When I was still working and looking forward to the day when we'd be living full time in the tropics, I sometimes expressed my longing by ordering clothes I imagined I would need.

As a result I now have a closet full of fancy shirts and white linen pants I almost never wear, some in their original cellophane wrapping. Most of this stuff came from websites I now realize are aimed at people who have been invited to destination weddings in Aruba or Costa Rica.

I also have a couple of straw fedoras which it turns out I can't use much. They are quite snazzy, but they mark me as a tourist and potential sucker for the cheeky floggers of tequila and time-share condos who line the streets near the beach. Leaving the hats on the shelf spares me the need to choose between wasting my time or being rude to people who after all are just trying to make a living.

I did place one order that has paid off big time though. I bought four pairs of swim trunks, in blue, green, red and black. You can swim in them of course. But they're long enough to look like ordinary shorts if you tuck in the drawstrings, and they've got pockets on the sides for change and keys, plus one in the back for a wallet.

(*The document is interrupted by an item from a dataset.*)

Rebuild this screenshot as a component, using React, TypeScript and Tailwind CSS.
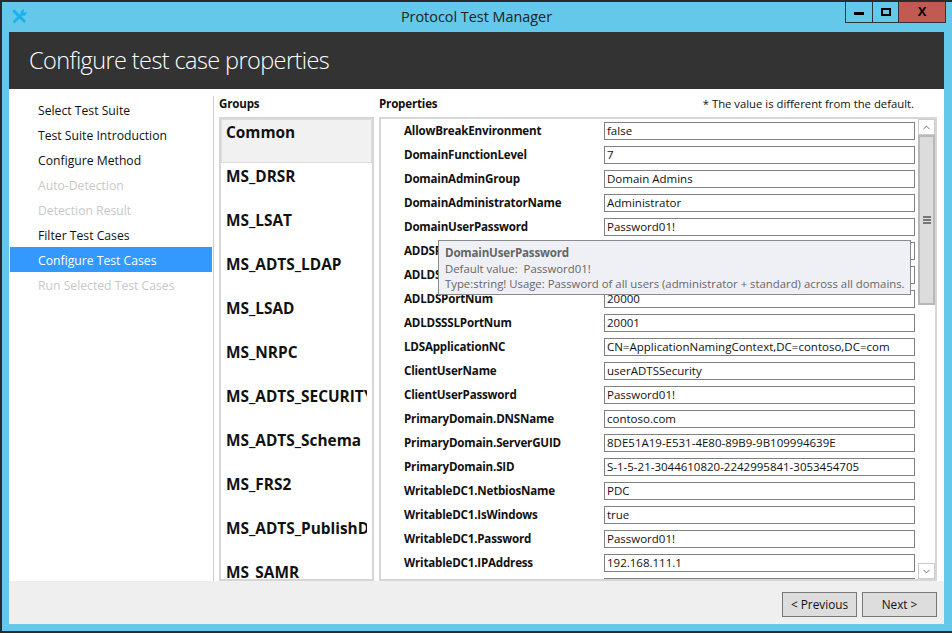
import { ChevronDown, ChevronUp } from 'lucide-react';

const steps = [
  { label: 'Select Test Suite' },
  { label: 'Test Suite Introduction' },
  { label: 'Configure Method' },
  { label: 'Auto-Detection', disabled: true },
  { label: 'Detection Result', disabled: true },
  { label: 'Filter Test Cases' },
  { label: 'Configure Test Cases', active: true },
  { label: 'Run Selected Test Cases', disabled: true },
];

const groups = [
  'Common',
  'MS_DRSR',
  'MS_LSAT',
  'MS_ADTS_LDAP',
  'MS_LSAD',
  'MS_NRPC',
  'MS_ADTS_SECURITY',
  'MS_ADTS_Schema',
  'MS_FRS2',
  'MS_ADTS_PublishDC',
  'MS_SAMR',
];

const properties = [
  ['AllowBreakEnvironment', 'false'],
  ['DomainFunctionLevel', '7'],
  ['DomainAdminGroup', 'Domain Admins'],
  ['DomainAdministratorName', 'Administrator'],
  ['DomainUserPassword', 'Password01!'],
  ['ADDSPortNum', '389'],
  ['ADLDSInstanceName', 'ADLDS'],
  ['ADLDSPortNum', '20000'],
  ['ADLDSSSLPortNum', '20001'],
  ['LDSApplicationNC', 'CN=ApplicationNamingContext,DC=contoso,DC=com'],
  ['ClientUserName', 'userADTSSecurity'],
  ['ClientUserPassword', 'Password01!'],
  ['PrimaryDomain.DNSName', 'contoso.com'],
  ['PrimaryDomain.ServerGUID', '8DE51A19-E531-4E80-89B9-9B109994639E'],
  ['PrimaryDomain.SID', 'S-1-5-21-3044610820-2242995841-3053454705'],
  ['WritableDC1.NetbiosName', 'PDC'],
  ['WritableDC1.IsWindows', 'true'],
  ['WritableDC1.Password', 'Password01!'],
  ['WritableDC1.IPAddress', '192.168.111.1'],
];

export default function App() {
  return (
    <div className="h-[633px] w-[952px] overflow-hidden bg-[#2b2b2b] pl-[2px] pt-[2px] pb-[2px] font-['Open_Sans',sans-serif] text-[12.2px] text-[#111]">
      <div className="flex h-full flex-col bg-[#63c8ea] pl-[7px] pr-[8px] pb-[7px]">
        {/* title bar */}
        <div className="relative flex h-[30px] shrink-0 items-center justify-center">
          <svg className="absolute left-[3px] top-[7px] h-[15px] w-[15px]" viewBox="0 0 15 15" fill="none" stroke="#1ab2ee">
            <path d="M1.5 13.5 L10 5" strokeWidth="2.6" />
            <path d="M1 1.5 L2.5 0.8 L13.8 12 L12.2 13.8 L1 3 Z" fill="#1ab2ee" strokeWidth="0.6" />
            <path d="M9 2.5 L11.5 0.5 L11.5 3 L12.5 4 L14.5 3.5 L12.5 6.5 L9.5 6 Z" fill="#1ab2ee" strokeWidth="0.6" />
          </svg>
          <span className="text-[14.4px] text-[#222]">Protocol Test Manager</span>
          <div className="absolute right-[-2px] top-0 flex h-[21px] border border-t-0 border-[#333]">
            <div className="flex w-[27px] items-start justify-center border-r border-[#333]">
              <div className="mt-[10px] h-[3px] w-[10px] bg-black" />
            </div>
            <div className="flex w-[26px] items-start justify-center border-r border-[#333]">
              <div className="mt-[6px] h-[8px] w-[10px] border-2 border-black" />
            </div>
            <div className="flex w-[46px] items-center justify-center bg-[#c15b52] text-[13px] font-bold text-black">X</div>
          </div>
        </div>

        {/* header */}
        <div className="flex h-[57px] shrink-0 items-center bg-[#333333] pl-[20px] pt-[1px] text-[23.5px] font-light tracking-[-0.6px] text-white">
          Configure test case properties
        </div>

        {/* body */}
        <div className="flex min-h-0 flex-1 bg-white">
          <nav className="w-[203px] shrink-0 pt-[8px]">
            {steps.map((s) => (
              <div
                key={s.label}
                className={
                  s.active
                    ? 'ml-[1px] flex h-[25px] items-center bg-[#3399ff] pl-[28px] pt-[3px] text-white'
                    : s.disabled
                      ? 'ml-[1px] flex h-[25px] items-center pl-[28px] pt-[3px] text-[#c8c8c8]'
                      : 'ml-[1px] flex h-[25px] items-center pl-[28px] pt-[3px]'
                }
              >
                {s.label}
              </div>
            ))}
          </nav>

          <div className="ml-[1px] mt-[7px] w-[1px] shrink-0 bg-[#cccccc]" />

          <div className="ml-[5px] flex w-[155px] shrink-0 flex-col">
            <div className="flex h-[28px] shrink-0 items-center pt-[2px] text-[11.6px] font-bold tracking-[-0.2px]">Groups</div>
            <div className="min-h-0 flex-1 overflow-hidden border-2 border-[#d6d6d6]">
              {groups.map((g, i) => (
                <div
                  key={g}
                  className={
                    i === 0
                      ? 'h-[44px] border border-[#dddddd] bg-[#f1f1f1] pl-[4px] pt-[1px] text-[15.4px] font-bold'
                      : 'h-[44px] border border-transparent pl-[4px] pt-[1px] text-[15.4px] font-bold'
                  }
                >
                  <div className="w-[141px] overflow-hidden whitespace-nowrap">{g}</div>
                </div>
              ))}
            </div>
          </div>

          <div className="ml-[5px] flex min-w-0 flex-1 flex-col pr-[7px]">
            <div className="flex h-[28px] shrink-0 items-center justify-between pt-[2px] pr-[23px]">
              <span className="text-[11.6px] font-bold tracking-[-0.2px]">Properties</span>
              <span className="text-[11.3px]">* The value is different from the default.</span>
            </div>
            <div className="relative flex min-h-0 flex-1 overflow-hidden border-2 border-[#d6d6d6]">
              <div className="min-w-0 flex-1">
                {properties.map(([name, value]) => (
                  <div key={name} className="flex h-[24px] items-center">
                    <div className="w-[223px] shrink-0 truncate pl-[23px] text-[11.6px] font-bold tracking-[-0.2px]">{name}</div>
                    <div className="mr-[3px] flex h-[18px] flex-1 items-center border border-[#808080] pl-[2px] text-[11.5px]">
                      {value}
                    </div>
                  </div>
                ))}
                <div className="mt-[3px] ml-[223px] mr-[3px] h-[18px] border border-[#808080]" />
              </div>
              <div className="flex w-[17px] shrink-0 flex-col bg-white">
                <div className="flex h-[16px] shrink-0 items-center justify-center border border-[#cccccc] text-[#666]">
                  <ChevronUp size={11} />
                </div>
                <div className="flex-1">
                  <div className="flex h-[170px] flex-col items-center justify-center gap-[1px] border-2 border-[#b8b8b8] bg-[#dcdcdc]">
                    <div className="h-[2px] w-[8px] bg-[#777]" />
                    <div className="h-[2px] w-[8px] bg-[#777]" />
                    <div className="h-[2px] w-[8px] bg-[#777]" />
                  </div>
                </div>
                <div className="flex h-[16px] shrink-0 items-center justify-center border border-[#cccccc] text-[#666]">
                  <ChevronDown size={11} />
                </div>
              </div>

              {/* tooltip over the list */}
              <div className="absolute left-[57px] top-[121px] h-[55px] w-[473px] border border-[#8a8a8a] bg-[#eff0f5] pl-[6px] pt-[4px] text-[11.35px] leading-[15.5px] text-[#666]">
                <div className="text-[11.6px] font-bold tracking-[-0.2px]">DomainUserPassword</div>
                <div>Default value:&nbsp; Password01!</div>
                <div className="whitespace-nowrap">Type:string! Usage: Password of all users (administrator + standard) across all domains.</div>
              </div>
            </div>
          </div>
        </div>

        {/* footer */}
        <div className="flex h-[43px] shrink-0 items-start justify-end gap-[5px] bg-[#efefef] pr-[7px] pt-[11px]">
          <button className="h-[25px] w-[75px] border border-[#777] bg-[#dddddd] text-[11.8px]">&lt; Previous</button>
          <button className="h-[25px] w-[75px] border border-[#777] bg-[#dddddd] text-[11.8px]">Next &gt;</button>
        </div>
      </div>
    </div>
  );
}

They dry in minutes, and unlike their owner they never wrinkle, shrink or fade. I'm sure they must be manufactured out of some heinous petroleum derivative, because you don't get benefits like these unless there's been a pact with the devil.

I have found that my life now takes me to few places or occasions where these shorts don't work just fine. With a T-shirt, I'm good to go for the beach, pool, or happy hour at the neighbors'. With a wash-and-wear shirt that has a collar, I can get into any restaurant in town. For a charity gala or fancy cocktails, I can rip the cellophane off one of my specials, still no need to change pants.

When I packed to come here, I knew I would almost never need socks. But it has come as a pleasant surprise that I also almost never need underwear.

Well, now I really have over-shared. But what else is a blog for?